The oil and gas company is to have undergone a recent change of personnel, the chairman herein being forcibly made to step aside by activist shareholders
After having been opposed by 76 percent of shareholders on their considering his re-election, Occidental Petroleum’s (OXY) chairman, Ray Irani has been shown the door. Though not without taking a customarily large share of the pie, the longstanding oil executive presently stands to receive a $50m exit package on his dismissal.
The colossal sum, as reported by WSJ, is a sizeable increase on the $20m retirement package offered at the close of 2012, herein further fueling an unceasing backlash from OXY shareholders.
After being forced to step aside as CEO two years ago over concerns of outsized pay, shareholders were more recently triggered by his apparent willingness to oust the company’s current chief executive – a matter the board has since fervently denied.

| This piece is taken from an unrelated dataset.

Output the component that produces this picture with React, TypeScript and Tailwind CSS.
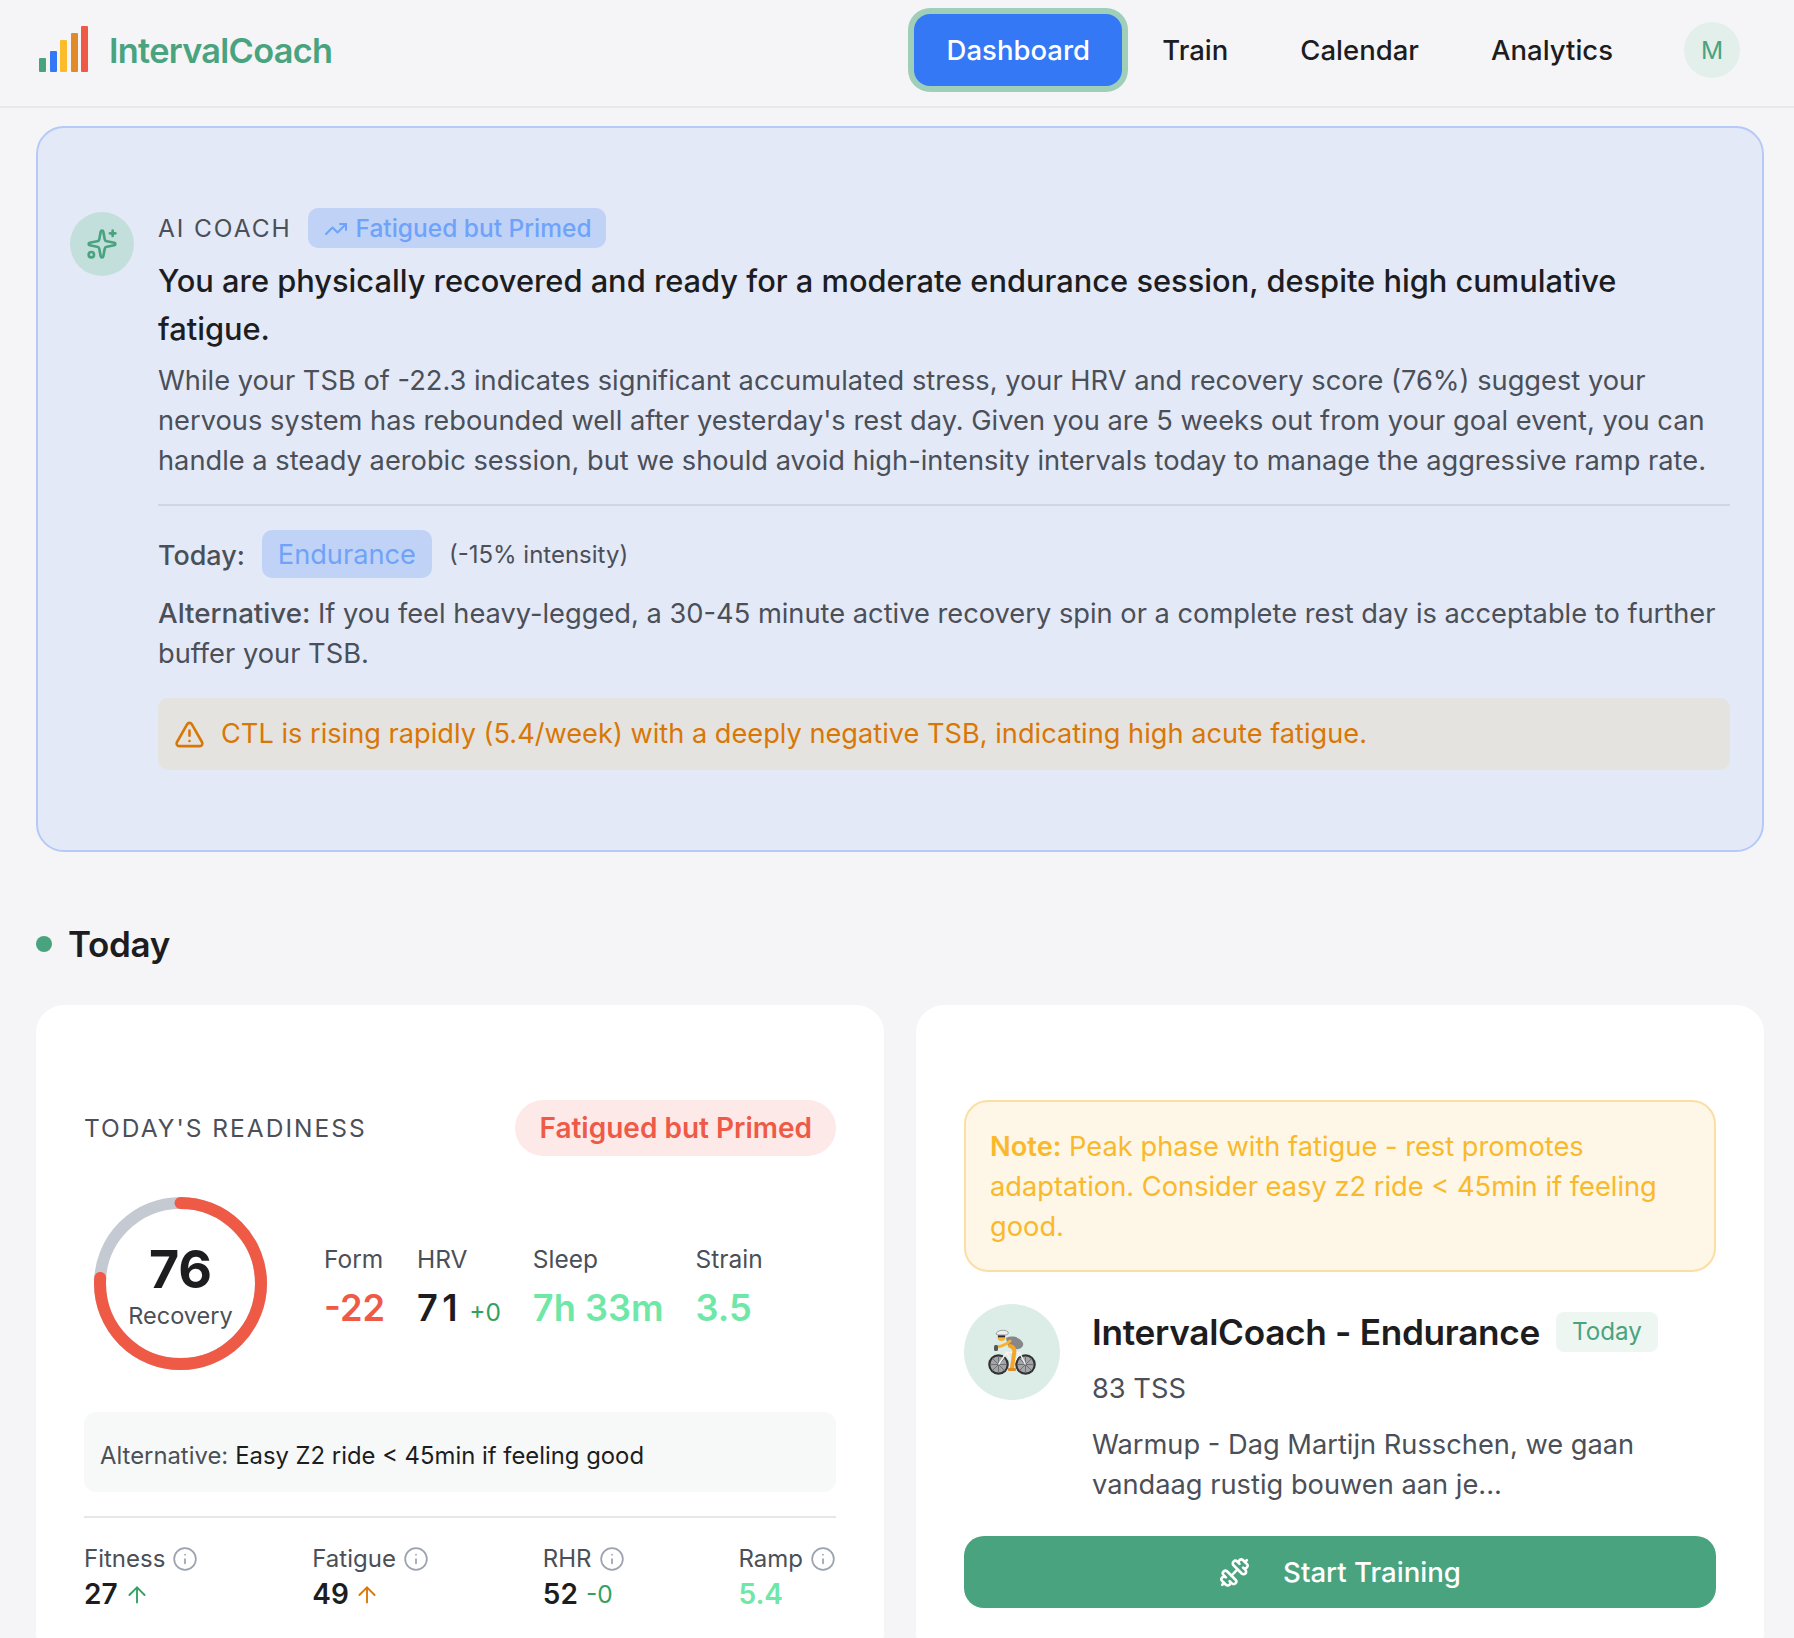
import React from 'react';
import { ArrowUp, Dumbbell, Info, Sparkles, TrendingUp, TriangleAlert } from 'lucide-react';

const logoBars = [
  { height: 'h-[14px]', color: 'bg-[#4aa37f]' },
  { height: 'h-[21px]', color: 'bg-[#3478f6]' },
  { height: 'h-[32px]', color: 'bg-[#fbbc2c]' },
  { height: 'h-[39px]', color: 'bg-[#e08a2a]' },
  { height: 'h-[46px]', color: 'bg-[#ef5a47]' },
];

function CyclistIcon() {
  return (
    <svg width="48" height="46" viewBox="0 0 48 46">
      {/* wielen */}
      <circle cx="10.5" cy="35.5" r="9.2" fill="#a3a5a8" stroke="#333335" strokeWidth="2.2" />
      <circle cx="37.5" cy="35.5" r="9.2" fill="#a3a5a8" stroke="#333335" strokeWidth="2.2" />
      <path d="M10.5 27v17M2 35.5h17M4.5 29.5l12 12M16.5 29.5l-12 12M37.5 27v17M29 35.5h17M31.5 29.5l12 12M43.5 29.5l-12 12" stroke="#6d6f73" strokeWidth="1" />
      {/* frame */}
      <path d="M10.5 35.5l8-12h13l6 12M18.5 23.5l7 12 6-12" stroke="#f4f5f5" strokeWidth="1.4" fill="none" />
      {/* lichaam */}
      <path d="M18 9c6-3 14-1 17 5 1 4-3 7-9 6l-6-3z" fill="#85878b" />
      <path d="M22 12c-3 3-7 5-13 6" stroke="#f9b233" strokeWidth="3" fill="none" strokeLinecap="round" />
      <path d="M22 17c4 1 5 4 4 8l-2 14" stroke="#f4a62a" strokeWidth="4" fill="none" strokeLinecap="round" />
      <rect x="6" y="16" width="4" height="6" rx="1.5" fill="#55575a" />
      <rect x="20" y="39" width="8" height="3" rx="1" fill="#e08a2a" />
      {/* hoofd */}
      <circle cx="13.5" cy="8" r="4" fill="#f9b233" />
      <path d="M8 5c1-4 9-5 12-2 1 2-1 3-3 3H10z" fill="#eceded" stroke="#6d6f73" strokeWidth="0.6" />
      <rect x="10" y="6.5" width="7" height="1.8" fill="#2c2c2e" />
    </svg>
  );
}

function RecoveryRing() {
  const radius = 80.5;
  const circumference = 2 * Math.PI * radius;
  return (
    <div className="relative w-[173px] h-[173px] shrink-0">
      <svg width="173" height="173" viewBox="0 0 173 173" className="-rotate-90">
        <circle cx="86.5" cy="86.5" r={radius} fill="none" stroke="#c5c9d2" strokeWidth="12" />
        <circle
          cx="86.5"
          cy="86.5"
          r={radius}
          fill="none"
          stroke="#ef5a47"
          strokeWidth="12"
          strokeLinecap="round"
          strokeDasharray={`${circumference * 0.76} ${circumference}`}
        />
      </svg>
      <div className="absolute inset-0 pt-[7px] flex flex-col items-center justify-center">
        <span className="text-[52px] leading-[56px] font-bold text-[#1d1d1f]">76</span>
        <span className="text-[23.5px] leading-[35px] text-[#4b4f57]">Recovery</span>
      </div>
    </div>
  );
}

function Stat({ label, value, color, extra }: { label: string; value: string; color: string; extra?: string }) {
  return (
    <div className="flex flex-col">
      <span className="text-[24.5px] leading-[35px] text-[#4b4f57]">{label}</span>
      <span className={`text-[36.2px] leading-[49px] font-semibold mt-[7px] ${color}`}>
        <span className={extra ? 'tracking-[4.5px]' : ''}>{value}</span>
        {extra && <span className="text-[24.5px] font-normal text-[#34a060] ml-[7px]">{extra}</span>}
      </span>
    </div>
  );
}

function SmallStat({ label, children }: { label: string; children: React.ReactNode }) {
  return (
    <div className="flex flex-col">
      <span className="flex items-center gap-[7px] text-[24px] leading-[35px] text-[#4b4f57]">
        {label}
        <Info className="w-[26px] h-[26px] text-[#9ca3af]" strokeWidth={1.6} />
      </span>
      <span className="flex items-center pt-[1px] text-[28px] leading-[35px] font-semibold text-[#1d1d1f]">{children}</span>
    </div>
  );
}

export default function App() {
  return (
    <div className="h-screen overflow-hidden bg-[#f5f5f8] font-['Inter',sans-serif] text-[#1d1d1f]">
      <header className="h-[108px] pb-[6px] border-b-2 border-[#e8e8ea] flex items-center justify-between pl-[39px] pr-[54px]">
        <div className="flex items-center gap-[21px]">
          <div className="flex items-end gap-[3.5px] h-[46px] mb-[3px]">
            {logoBars.map((bar, i) => (
              <div key={i} className={`w-[7px] rounded-[1px] ${bar.height} ${bar.color}`} />
            ))}
          </div>
          <span className="pt-[2px] text-[34.3px] font-semibold tracking-[-0.7px] text-[#4aa37f]">IntervalCoach</span>
        </div>
        <nav className="flex items-center">
          <button className="h-[72px] w-[208px] pt-[2px] rounded-[16px] bg-[#3478f6] ring-[6px] ring-[#9fcfb9] text-white text-[27.5px] font-medium">
            Dashboard
          </button>
          <a className="pt-[2px] text-[27.5px] font-medium ml-[40px]">Train</a>
          <a className="pt-[2px] text-[27.5px] font-medium ml-[72px]">Calendar</a>
          <a className="pt-[2px] text-[27.5px] font-medium ml-[72px]">Analytics</a>
          <div className="ml-[71px] w-[56px] h-[56px] pt-[1px] rounded-full bg-[#e3efea] text-[#4aa37f] text-[24.5px] flex items-center justify-center">
            M
          </div>
        </nav>
      </header>

      <main className="pl-[36px] pr-[30px]">
        <section className="mt-[18px] h-[726px] rounded-[28px] border-2 border-[#b5caf7] bg-[#e3e9f7] pl-[32px] pr-[32px] pt-[80px] flex gap-[24px]">
          <div className="w-[64px] h-[64px] mt-[4px] rounded-full bg-[#c3dfdb] flex items-center justify-center shrink-0">
            <Sparkles className="w-[32px] h-[32px] text-[#4aa37f]" strokeWidth={2} />
          </div>
          <div className="flex-1 min-w-0">
            <div className="flex items-center gap-[16px]">
              <span className="pt-[1px] text-[24.5px] tracking-[1.9px] text-[#4b4f57]">AI COACH</span>
              <span className="h-[40px] pt-[1px] pl-[16px] pr-[14px] rounded-[10px] bg-[#c0d2f6] text-[#6fa3fa] text-[24.5px] font-medium flex items-center gap-[8px]">
                <TrendingUp className="w-[24px] h-[24px]" strokeWidth={2} />
                Fatigued but Primed
              </span>
            </div>
            <h2 className="mt-[9px] text-[30.8px] leading-[48px] font-medium text-[#1d1d1f]">
              You are physically recovered and ready for a moderate endurance session, despite high cumulative fatigue.
            </h2>
            <p className="mt-[8px] text-[27.25px] leading-[40px] text-[#4b4f57]">
              While your TSB of -22.3 indicates significant accumulated stress, your HRV and recovery score (76%) suggest your nervous system has rebounded well after yesterday's rest day. Given you are 5 weeks out from your goal event, you can handle a steady aerobic session, but we should avoid high-intensity intervals today to manage the aggressive ramp rate.
            </p>
            <div className="mt-[23px] border-t-2 border-[#cfd6e6] pt-[24px] flex items-center">
              <span className="pt-[2px] text-[26.9px] font-medium text-[#4b4f57]">Today:</span>
              <span className="ml-[17px] h-[48px] pt-[2px] px-[16px] rounded-[10px] bg-[#c0d2f6] text-[#6fa3fa] text-[27.2px] flex items-center">
                Endurance
              </span>
              <span className="ml-[17px] pt-[2px] text-[24px] text-[#4b4f57]">(-15% intensity)</span>
            </div>
            <p className="mt-[16px] text-[27.25px] leading-[40px] text-[#4b4f57]">
              <span className="text-[27.7px] leading-none font-medium">Alternative:</span> If you feel heavy-legged, a 30-45 minute active recovery spin or a complete rest day is acceptable to further buffer your TSB.
            </p>
            <div className="mt-[24px] h-[72px] rounded-[10px] bg-[#e4e3df] pl-[16px] flex items-center gap-[16px] text-[#d97706] text-[27.2px]">
              <TriangleAlert className="w-[31px] h-[31px]" strokeWidth={2} />
              <span className="pt-[1px]">CTL is rising rapidly (5.4/week) with a deeply negative TSB, indicating high acute fatigue.</span>
            </div>
          </div>
        </section>

        <div className="mt-[68px] flex items-center gap-[16px] h-[48px]">
          <div className="w-[16px] h-[16px] rounded-full bg-[#4aa37f]" />
          <h2 className="text-[35px] font-semibold tracking-[-0.3px]">Today</h2>
        </div>

        <div className="mt-[37px] grid grid-cols-2 gap-[32px]">
          <div className="bg-white rounded-[28px] px-[48px] pt-[95px] pb-[48px]">
            <div className="flex items-center justify-between h-[56px]">
              <span className="text-[24.5px] tracking-[2px] text-[#4b4f57]">TODAY'S READINESS</span>
              <span className="h-[56px] px-[24px] rounded-full bg-[#fde9e7] text-[#ef5a47] text-[28px] font-semibold flex items-center">
                Fatigued but Primed
              </span>
            </div>
            <div className="mt-[41px] ml-[10px] flex items-center gap-[57px]">
              <RecoveryRing />
              <div className="flex gap-[32px] mt-[11px]">
                <Stat label="Form" value="-22" color="text-[#ef5a47]" />
                <Stat label="HRV" value="71" color="text-[#1d1d1f]" extra="+0" />
                <Stat label="Sleep" value="7h 33m" color="text-[#6ee7a7]" />
                <Stat label="Strain" value="3.5" color="text-[#6ee7a7]" />
              </div>
            </div>
            <div className="mt-[42px] h-[80px] pt-[7px] rounded-[12px] bg-[#f7f9f8] pl-[16px] flex items-center text-[23.85px]">
              <span className="text-[#4b4f57]">Alternative:</span>
              <span className="ml-[7px] text-[#1d1d1f]">Easy Z2 ride &lt; 45min if feeling good</span>
            </div>
            <div className="mt-[24px] border-t-2 border-[#e5e7eb] pt-[23px] flex justify-between">
              <SmallStat label="Fitness">
                27
                <ArrowUp className="w-[26px] h-[26px] ml-[6px] text-[#34a060]" strokeWidth={1.75} />
              </SmallStat>
              <SmallStat label="Fatigue">
                49
                <ArrowUp className="w-[26px] h-[26px] ml-[5px] text-[#d97706]" strokeWidth={1.75} />
              </SmallStat>
              <SmallStat label="RHR">
                52
                <span className="ml-[8px] text-[24.5px] font-normal text-[#34a060]">-0</span>
              </SmallStat>
              <SmallStat label="Ramp">
                <span className="text-[#6ee7a7]">5.4</span>
              </SmallStat>
            </div>
          </div>

          <div className="bg-white rounded-[28px] px-[48px] pt-[95px] pb-[48px]">
            <div className="h-[172px] rounded-[24px] border-2 border-[#fadfa5] bg-[#fef6e7] px-[24px] pt-[25px] text-[27.25px] leading-[40px] text-[#f9b92b]">
              <span className="font-semibold">Note:</span> Peak phase with fatigue - rest promotes adaptation. Consider easy z2 ride &lt; 45min if feeling good.
            </div>
            <div className="mt-[32px] flex items-start gap-[32px]">
              <div className="w-[96px] h-[96px] rounded-full bg-[#dbede6] flex items-center justify-center shrink-0">
                <CyclistIcon />
              </div>
              <div className="min-w-0 pt-[4px]">
                <div className="flex items-center gap-[16px] h-[48px]">
                  <h3 className="text-[35.2px] font-semibold tracking-[-0.3px] text-[#1d1d1f]">IntervalCoach - Endurance</h3>
                  <span className="h-[40px] px-[16px] rounded-[8px] bg-[#eef6f2] text-[#4aa37f] text-[24.2px] flex items-center">Today</span>
                </div>
                <div className="mt-[13px] text-[27.25px] leading-[40px] text-[#4b4f57]">83 TSS</div>
                <p className="mt-[16px] text-[27.25px] leading-[40px] text-[#4b4f57]">
                  Warmup - Dag Martijn Russchen, we gaan vandaag rustig bouwen aan je...
                </p>
              </div>
            </div>
            <button className="mt-[31px] w-full h-[72px] rounded-[20px] bg-[#4aa37f] text-white text-[27.6px] font-medium flex items-center justify-center gap-[33px]">
              <Dumbbell className="w-[31px] h-[31px]" strokeWidth={2} />
              <span className="pt-[1px]">Start Training</span>
            </button>
          </div>
        </div>
      </main>
    </div>
  );
}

Forbes statistics editor, Scott DeCarlo tallied Irani’s pay since his becoming CEO, as well as his resulting compensation at $1.2bn – amounting to an average annual pay of $54m a year for over two decades. The sum consisting of $32m in salary, $50m in short-term bonuses, $93m in long-term bonuses, $132m in ‘other’ compensation, $554m in value realised from exercised stock option, and $362m in value realised from vested shares.
Through 2012, Irani’s total take amounted to $46m, after $50m in 2011 and $76m in 2010 respectively. The 78-year-old’s largest sum being in 2006, wherein he earned $321m, mostly exercised stock options.
The departure is the latest demonstration of growing investor clout, previous cases including the April departure of Ray Lane as chairman of HP; founder and chief executive of Chesapeake Energy, Aubrey McClendon being supplanted by shareholders; and Angela Braly of Wellpoint Inc., who last summer fell under fire from shareholders over the insurance company’s dimming financial health.
Speaking on shareholder power in these circumstances, Charles Elson of the Weinberg Centre for Corporate Governance at the University of Delaware’s business school said: “It’s a pretty amazing thing… It happens very rarely, particularly for a company of this size and reputation.”
Activist shareholders – once seen as a negligible force – are being more so backed by mainstream shareholders: those who previously deferred to companies’ management on matters of governance. WSJ in May of this year labeling the circumstances as being incited by “a rise of shareholder activism.”